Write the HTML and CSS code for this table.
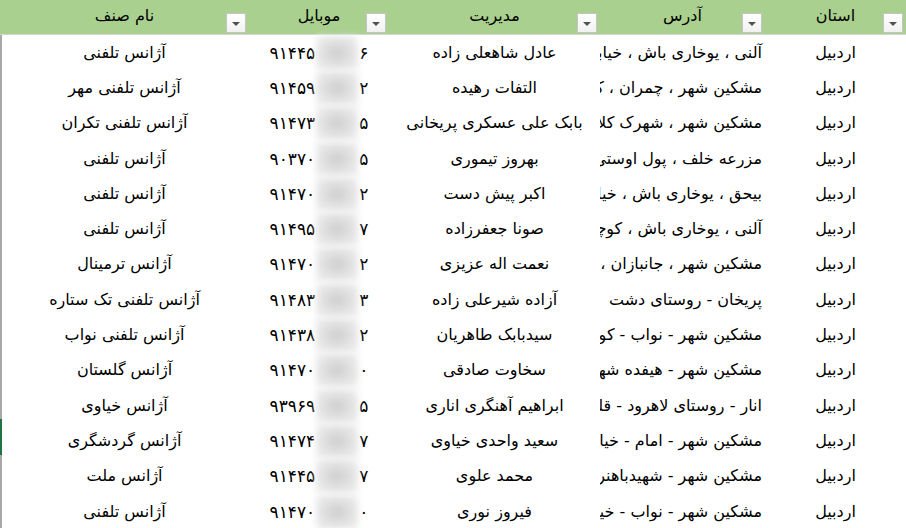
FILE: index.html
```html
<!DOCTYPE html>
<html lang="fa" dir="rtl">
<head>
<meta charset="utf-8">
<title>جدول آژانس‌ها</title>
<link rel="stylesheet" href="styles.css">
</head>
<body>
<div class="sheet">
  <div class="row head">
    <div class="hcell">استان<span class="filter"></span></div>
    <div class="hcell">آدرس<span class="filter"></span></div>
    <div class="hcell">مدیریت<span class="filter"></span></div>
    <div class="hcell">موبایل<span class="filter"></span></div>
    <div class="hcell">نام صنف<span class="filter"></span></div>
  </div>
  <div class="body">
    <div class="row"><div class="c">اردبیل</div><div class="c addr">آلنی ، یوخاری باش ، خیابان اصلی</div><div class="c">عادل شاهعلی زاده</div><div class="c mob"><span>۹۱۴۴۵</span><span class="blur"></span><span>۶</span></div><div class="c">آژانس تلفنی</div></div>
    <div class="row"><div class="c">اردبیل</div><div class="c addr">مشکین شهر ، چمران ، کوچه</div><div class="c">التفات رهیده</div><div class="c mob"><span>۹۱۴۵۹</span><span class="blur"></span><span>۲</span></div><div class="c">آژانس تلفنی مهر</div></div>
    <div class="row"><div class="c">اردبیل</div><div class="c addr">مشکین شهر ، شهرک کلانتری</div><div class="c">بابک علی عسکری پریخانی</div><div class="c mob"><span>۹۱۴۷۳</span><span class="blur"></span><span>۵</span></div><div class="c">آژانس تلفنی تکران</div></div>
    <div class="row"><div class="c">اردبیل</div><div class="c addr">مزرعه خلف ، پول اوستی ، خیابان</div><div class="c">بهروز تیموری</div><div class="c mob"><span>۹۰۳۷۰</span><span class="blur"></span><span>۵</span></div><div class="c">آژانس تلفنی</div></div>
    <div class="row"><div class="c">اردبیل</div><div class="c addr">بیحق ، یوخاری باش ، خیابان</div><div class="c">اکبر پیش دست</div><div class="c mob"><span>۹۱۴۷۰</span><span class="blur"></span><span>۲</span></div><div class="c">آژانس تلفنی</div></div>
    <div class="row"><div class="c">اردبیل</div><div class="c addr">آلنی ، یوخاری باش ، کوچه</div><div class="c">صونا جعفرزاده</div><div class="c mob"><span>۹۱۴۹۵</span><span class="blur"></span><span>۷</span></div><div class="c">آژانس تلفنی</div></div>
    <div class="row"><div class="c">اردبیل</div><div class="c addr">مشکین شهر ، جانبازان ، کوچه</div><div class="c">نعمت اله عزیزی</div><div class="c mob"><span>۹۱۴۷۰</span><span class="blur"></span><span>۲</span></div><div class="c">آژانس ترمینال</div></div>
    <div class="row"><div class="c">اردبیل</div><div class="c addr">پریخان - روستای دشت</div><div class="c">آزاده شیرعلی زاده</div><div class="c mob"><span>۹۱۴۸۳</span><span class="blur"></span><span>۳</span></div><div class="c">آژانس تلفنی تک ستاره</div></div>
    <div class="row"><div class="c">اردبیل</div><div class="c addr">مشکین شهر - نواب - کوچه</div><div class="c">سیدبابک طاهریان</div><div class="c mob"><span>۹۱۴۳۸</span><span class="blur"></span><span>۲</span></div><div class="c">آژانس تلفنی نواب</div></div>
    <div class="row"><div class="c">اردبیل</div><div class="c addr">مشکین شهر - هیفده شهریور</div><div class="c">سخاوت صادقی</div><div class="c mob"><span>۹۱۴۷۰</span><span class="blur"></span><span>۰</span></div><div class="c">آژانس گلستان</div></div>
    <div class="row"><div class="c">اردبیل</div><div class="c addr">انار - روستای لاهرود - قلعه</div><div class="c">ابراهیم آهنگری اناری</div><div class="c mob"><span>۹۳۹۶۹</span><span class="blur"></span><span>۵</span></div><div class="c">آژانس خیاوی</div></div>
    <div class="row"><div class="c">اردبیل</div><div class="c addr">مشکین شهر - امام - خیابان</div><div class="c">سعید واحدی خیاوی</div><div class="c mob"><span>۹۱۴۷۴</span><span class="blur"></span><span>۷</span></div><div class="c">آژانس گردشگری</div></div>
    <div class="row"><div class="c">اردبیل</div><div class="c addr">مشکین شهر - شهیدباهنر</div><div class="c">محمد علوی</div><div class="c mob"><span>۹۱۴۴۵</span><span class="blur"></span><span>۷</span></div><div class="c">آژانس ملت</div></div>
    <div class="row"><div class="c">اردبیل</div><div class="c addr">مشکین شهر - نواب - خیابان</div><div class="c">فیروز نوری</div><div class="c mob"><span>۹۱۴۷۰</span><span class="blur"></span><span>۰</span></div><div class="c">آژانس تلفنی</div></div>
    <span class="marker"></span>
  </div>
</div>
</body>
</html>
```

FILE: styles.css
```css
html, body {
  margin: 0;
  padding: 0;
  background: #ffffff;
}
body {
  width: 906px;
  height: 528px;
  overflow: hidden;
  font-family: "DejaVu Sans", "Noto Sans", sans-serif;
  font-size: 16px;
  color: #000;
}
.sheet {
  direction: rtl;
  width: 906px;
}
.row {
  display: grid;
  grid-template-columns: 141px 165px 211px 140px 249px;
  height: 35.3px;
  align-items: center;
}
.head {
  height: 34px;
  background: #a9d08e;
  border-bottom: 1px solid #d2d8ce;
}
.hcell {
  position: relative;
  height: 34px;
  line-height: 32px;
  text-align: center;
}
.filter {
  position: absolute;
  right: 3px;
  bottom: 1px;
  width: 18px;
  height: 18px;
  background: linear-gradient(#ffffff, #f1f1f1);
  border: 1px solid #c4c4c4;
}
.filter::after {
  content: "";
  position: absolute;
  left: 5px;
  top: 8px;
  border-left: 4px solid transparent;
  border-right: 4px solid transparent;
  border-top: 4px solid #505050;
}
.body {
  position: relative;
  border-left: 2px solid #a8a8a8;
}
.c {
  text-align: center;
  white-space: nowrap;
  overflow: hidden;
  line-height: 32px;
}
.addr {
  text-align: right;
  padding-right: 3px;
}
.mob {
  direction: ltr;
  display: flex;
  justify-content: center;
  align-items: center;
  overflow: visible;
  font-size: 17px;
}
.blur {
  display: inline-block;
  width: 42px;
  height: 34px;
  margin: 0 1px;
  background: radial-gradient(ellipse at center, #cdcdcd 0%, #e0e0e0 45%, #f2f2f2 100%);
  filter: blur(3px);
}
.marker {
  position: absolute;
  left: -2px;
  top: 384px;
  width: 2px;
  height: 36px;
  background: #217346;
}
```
------------------------
EXERCISE
Except for the pictures, reproduce every line exactly.

FINISHED EXERCISE
Write the HTML and CSS code for this table.
FILE: index.html
```html
<!DOCTYPE html>
<html lang="fa" dir="rtl">
<head>
<meta charset="utf-8">
<title>جدول آژانس‌ها</title>
<link rel="stylesheet" href="styles.css">
</head>
<body>
<div class="sheet">
  <div class="row head">
    <div class="hcell">استان<span class="filter"></span></div>
    <div class="hcell">آدرس<span class="filter"></span></div>
    <div class="hcell">مدیریت<span class="filter"></span></div>
    <div class="hcell">موبایل<span class="filter"></span></div>
    <div class="hcell">نام صنف<span class="filter"></span></div>
  </div>
  <div class="body">
    <div class="row"><div class="c">اردبیل</div><div class="c addr">آلنی ، یوخاری باش ، خیابان اصلی</div><div class="c">عادل شاهعلی زاده</div><div class="c mob"><span>۹۱۴۴۵</span><span class="blur"></span><span>۶</span></div><div class="c">آژانس تلفنی</div></div>
    <div class="row"><div class="c">اردبیل</div><div class="c addr">مشکین شهر ، چمران ، کوچه</div><div class="c">التفات رهیده</div><div class="c mob"><span>۹۱۴۵۹</span><span class="blur"></span><span>۲</span></div><div class="c">آژانس تلفنی مهر</div></div>
    <div class="row"><div class="c">اردبیل</div><div class="c addr">مشکین شهر ، شهرک کلانتری</div><div class="c">بابک علی عسکری پریخانی</div><div class="c mob"><span>۹۱۴۷۳</span><span class="blur"></span><span>۵</span></div><div class="c">آژانس تلفنی تکران</div></div>
    <div class="row"><div class="c">اردبیل</div><div class="c addr">مزرعه خلف ، پول اوستی ، خیابان</div><div class="c">بهروز تیموری</div><div class="c mob"><span>۹۰۳۷۰</span><span class="blur"></span><span>۵</span></div><div class="c">آژانس تلفنی</div></div>
    <div class="row"><div class="c">اردبیل</div><div class="c addr">بیحق ، یوخاری باش ، خیابان</div><div class="c">اکبر پیش دست</div><div class="c mob"><span>۹۱۴۷۰</span><span class="blur"></span><span>۲</span></div><div class="c">آژانس تلفنی</div></div>
    <div class="row"><div class="c">اردبیل</div><div class="c addr">آلنی ، یوخاری باش ، کوچه</div><div class="c">صونا جعفرزاده</div><div class="c mob"><span>۹۱۴۹۵</span><span class="blur"></span><span>۷</span></div><div class="c">آژانس تلفنی</div></div>
    <div class="row"><div class="c">اردبیل</div><div class="c addr">مشکین شهر ، جانبازان ، کوچه</div><div class="c">نعمت اله عزیزی</div><div class="c mob"><span>۹۱۴۷۰</span><span class="blur"></span><span>۲</span></div><div class="c">آژانس ترمینال</div></div>
    <div class="row"><div class="c">اردبیل</div><div class="c addr">پریخان - روستای دشت</div><div class="c">آزاده شیرعلی زاده</div><div class="c mob"><span>۹۱۴۸۳</span><span class="blur"></span><span>۳</span></div><div class="c">آژانس تلفنی تک ستاره</div></div>
    <div class="row"><div class="c">اردبیل</div><div class="c addr">مشکین شهر - نواب - کوچه</div><div class="c">سیدبابک طاهریان</div><div class="c mob"><span>۹۱۴۳۸</span><span class="blur"></span><span>۲</span></div><div class="c">آژانس تلفنی نواب</div></div>
    <div class="row"><div class="c">اردبیل</div><div class="c addr">مشکین شهر - هیفده شهریور</div><div class="c">سخاوت صادقی</div><div class="c mob"><span>۹۱۴۷۰</span><span class="blur"></span><span>۰</span></div><div class="c">آژانس گلستان</div></div>
    <div class="row"><div class="c">اردبیل</div><div class="c addr">انار - روستای لاهرود - قلعه</div><div class="c">ابراهیم آهنگری اناری</div><div class="c mob"><span>۹۳۹۶۹</span><span class="blur"></span><span>۵</span></div><div class="c">آژانس خیاوی</div></div>
    <div class="row"><div class="c">اردبیل</div><div class="c addr">مشکین شهر - امام - خیابان</div><div class="c">سعید واحدی خیاوی</div><div class="c mob"><span>۹۱۴۷۴</span><span class="blur"></span><span>۷</span></div><div class="c">آژانس گردشگری</div></div>
    <div class="row"><div class="c">اردبیل</div><div class="c addr">مشکین شهر - شهیدباهنر</div><div class="c">محمد علوی</div><div class="c mob"><span>۹۱۴۴۵</span><span class="blur"></span><span>۷</span></div><div class="c">آژانس ملت</div></div>
    <div class="row"><div class="c">اردبیل</div><div class="c addr">مشکین شهر - نواب - خیابان</div><div class="c">فیروز نوری</div><div class="c mob"><span>۹۱۴۷۰</span><span class="blur"></span><span>۰</span></div><div class="c">آژانس تلفنی</div></div>
    <span class="marker"></span>
  </div>
</div>
</body>
</html>
```

FILE: styles.css
```css
html, body {
  margin: 0;
  padding: 0;
  background: #ffffff;
}
body {
  width: 906px;
  height: 528px;
  overflow: hidden;
  font-family: "DejaVu Sans", "Noto Sans", sans-serif;
  font-size: 16px;
  color: #000;
}
.sheet {
  direction: rtl;
  width: 906px;
}
.row {
  display: grid;
  grid-template-columns: 141px 165px 211px 140px 249px;
  height: 35.3px;
  align-items: center;
}
.head {
  height: 34px;
  background: #a9d08e;
  border-bottom: 1px solid #d2d8ce;
}
.hcell {
  position: relative;
  height: 34px;
  line-height: 32px;
  text-align: center;
}
.filter {
  position: absolute;
  right: 3px;
  bottom: 1px;
  width: 18px;
  height: 18px;
  background: linear-gradient(#ffffff, #f1f1f1);
  border: 1px solid #c4c4c4;
}
.filter::after {
  content: "";
  position: absolute;
  left: 5px;
  top: 8px;
  border-left: 4px solid transparent;
  border-right: 4px solid transparent;
  border-top: 4px solid #505050;
}
.body {
  position: relative;
  border-left: 2px solid #a8a8a8;
}
.c {
  text-align: center;
  white-space: nowrap;
  overflow: hidden;
  line-height: 32px;
}
.addr {
  text-align: right;
  padding-right: 3px;
}
.mob {
  direction: ltr;
  display: flex;
  justify-content: center;
  align-items: center;
  overflow: visible;
  font-size: 17px;
}
.blur {
  display: inline-block;
  width: 42px;
  height: 34px;
  margin: 0 1px;
  background: radial-gradient(ellipse at center, #cdcdcd 0%, #e0e0e0 45%, #f2f2f2 100%);
  filter: blur(3px);
}
.marker {
  position: absolute;
  left: -2px;
  top: 384px;
  width: 2px;
  height: 36px;
  background: #217346;
}
```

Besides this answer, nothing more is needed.